Other changes in the law: initiative backers can withdraw a measure after petitions and signatures are submitted, but before ballots are printed, simplifying the ballot and helping to avoid unintended consequences; voters can request an email version of the voter guide, reducing costs; and extends the time for signature gathering by a month to allow more grassroots participation.
Initiative reform was a central recommendation in the Think Long Committee’s “Blueprint to Renew California,” released in November 2011. This bipartisan plan to restore the state’s dysfunctional democracy was based on a year of discussions and meetings with key stakeholders in the state, including Governor Brown.
On SB 1253, the Think Long Committee worked for a year with a diverse and bipartisan coalition from across the political spectrum. Other supporters of the legislation include the League of Women Voters of California, California Common Cause, the California Chamber of Commerce, California Business Roundtable, California NAACP, California AARP, California School Employees Assn., California Council of Churches IMPACT, and California Forward, among others.
The Ballot Initiative Transparency Act addresses California voters’ greatest concerns about the initiative process. According to a PPIC survey earlier this year, 83% of Californians agree that initiative wording is too complicated and confusing. 84% favor increasing public disclosure of funding sources for both signature gathering and initiative campaigns. And 77% support a review process to help avoid legal problems and drafting errors.
A key strategy in their work to improve policy outcomes, is the Think Long Committee’s work to increase voter and civic participation.
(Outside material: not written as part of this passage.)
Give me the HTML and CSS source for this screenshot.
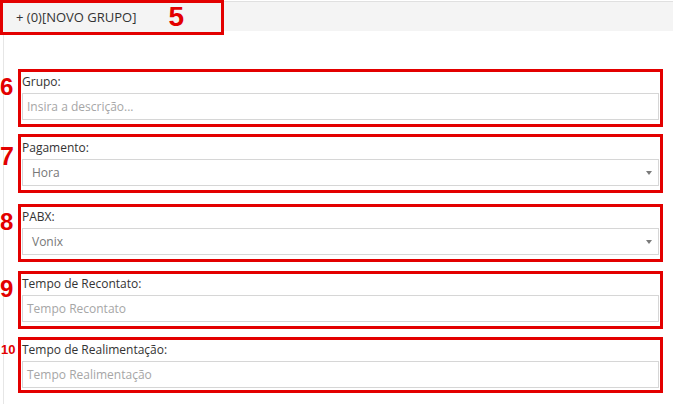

Voters greatly value their direct say in the political process via initiatives, Berggruen noted, but they also feel that the integrity of the process has eroded.
“The new law will give voters clear information about who special interests are, what they want, and how much they are spending,” Berggruen said. “At the same time the Legislature and proponents of ballot measures will have avenues for correction and compromise, paving the way for clearer ballots and better policies.”